また、社員が自律的に自身のキャリアを考えるきっかけ作りや、自身では気付けない新たな気付きの発見や悩みの解消に向けて、社内外の国家資格を有するキャリアコンサルタントによるキャリア相談「NTTグループキャリアコンサルティング」をグループ展開しています。

  • End-Of-Life product…製品ライフサイクルが終了した製品のこと。

新たな人事制度の導入効果が見られた

―「NTT Group Job Board」の導入時は、浸透のために何か施策を講じたのですか?

阿久根:
「手上げ型の人事で、本当に異動できるのか?」と懐疑的な層もいるはずですし、何よりも社員が前向きに自身のキャリアを考えていただくことが重要ですので、持株会社の人事責任者(CHRO)からのビデオメッセージを発信したりするなど、社内における認知度向上に取組みました。
また、実際に「NTT Group Job Board」を活用して異動した社員の生の声を社内展開し、システムからもリンクを設置して閲覧できるようにしたり、特設サイトを作って募集ポスト数・応募者数・合格者数などを見える化するなどの取組みを展開しました。
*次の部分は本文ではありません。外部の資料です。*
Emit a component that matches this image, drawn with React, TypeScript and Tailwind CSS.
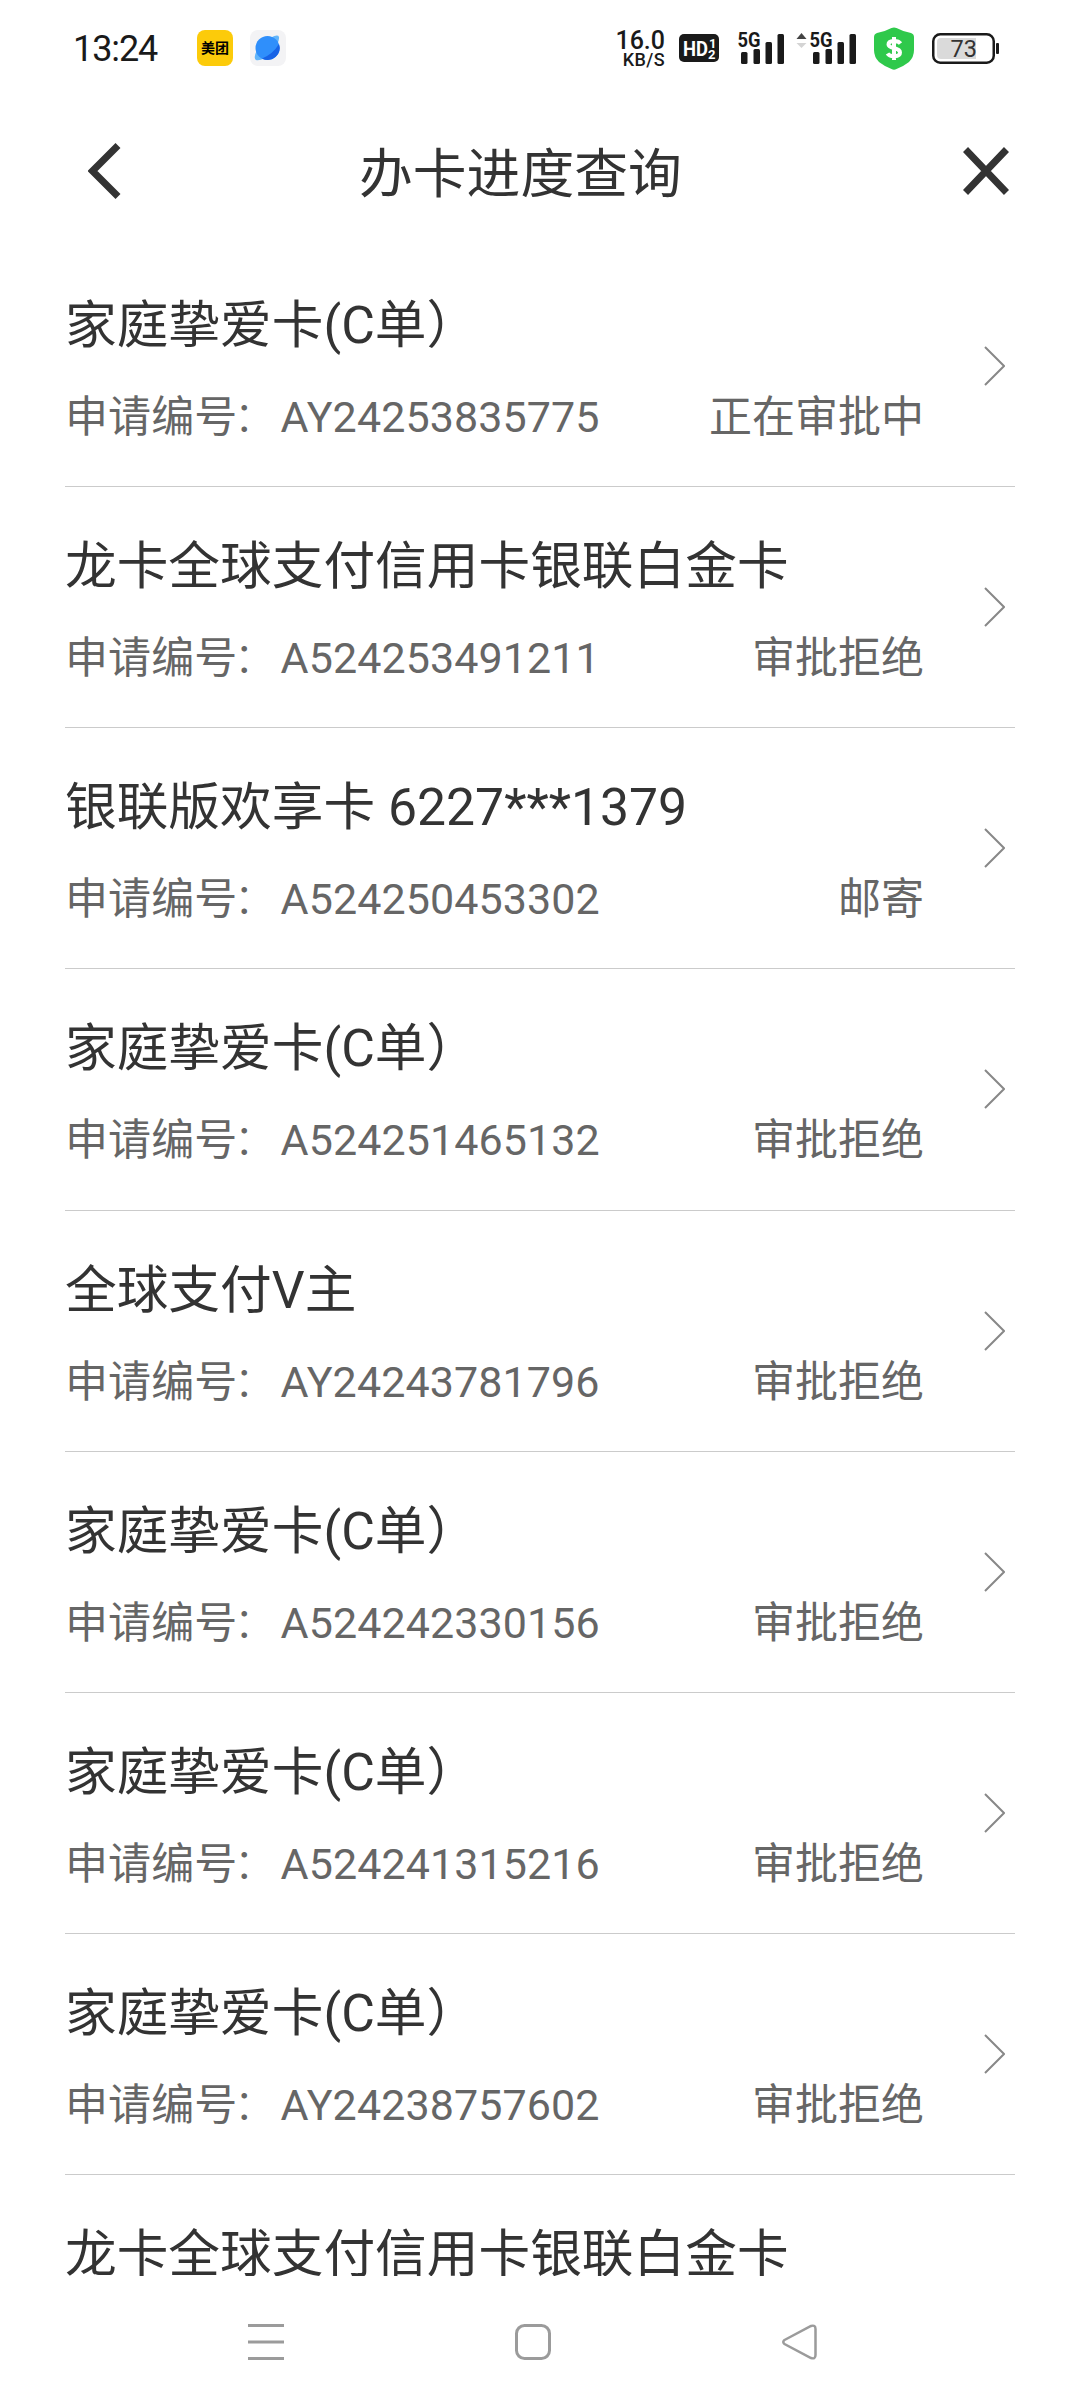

―新人事制度の導入に併せて活用をスタートした「NTT Group Job Board」ですが、どのような効果が出ましたか?

阿久根:
新たな人事制度の観点では、従来は1段階ずつの昇格のみだったところが抜擢昇格として2段階昇格するような社員も出てきました。
また、自律的キャリア形成の観点でいうと、手上げ型人事が活性化してきていると感じています。具体的には、「NTT Group Job Board」の導入前後では、募集ポスト数が10倍以上に、そして応募する社員数も5倍以上になっており、社員エンゲージメントの向上に寄与できていると考えています。

「NTT Group Job Board」の展望

―「NTT Group Job Board」の今後について、お聞かせください。

阿久根:
現在、NTTグループ全体では、年間で15,000人くらいが人事異動します。ただ、現在の人事異動について「定期人事」という概念が強く、ある一定の時期に大量の社員が同時に異動します。自律的なキャリア形成の実現に向けては、やはり「定期人事」という概念ではなくて、通年にわたって人事異動が活性化する形が理想だと考えていますので、今後も「NTT Group Job Board」を更に活用していき、「適切なタイミングに、適切なポスト(業務)に適切な人材を配置する」といった会社目線と、「自らキャリアを考え、自ら行動(異動)し、自ら成長する」といった社員目線の両方を実現していきたいと考えています。

「Job Board」は、従業員数1,000名前後からの大規模な企業におすすめ

―「Job Board」は、どのような企業の人事におすすめのシステムですか?

阿久根:
たとえば500名程度の従業員数がそこまで多くない企業では、人事担当者が全員のスキルの取得状況などの把握が可能でもあり、良い人材が埋もれるといったこともあまりないのではないかと考えます。そのため、一定規模の従業員数(1,000名規模以上)の企業様においては、人材流動の活性化・社員エンゲージメントの向上に活用できるのではないかと思います。

「手上げ型人事」と聞くと、社内転職と受け止められがちですが、新規ビジネスを立ち上げる際の人員募集にも活用できますし、何よりも社員が自ら希望した仕事に就けるということで、エンゲージメントの向上にも繋がってくると考えています。ですので、アイデア次第では、「手上げ型人事」の活用場面がいろいろ考えられるシステムだと思っています。

まとめ

労働人口が不足している今の時代において、「今、在籍している人材をいかに活用するか」という考え方が重要になってきます。また、経営戦略を見据えた戦略的人事の実現に課題を感じている企業も多いのではないでしょうか?「NTT Group Job Board」をはじめとしたNTTグループの人事制度の在り方が課題解決の一助となれば幸いです。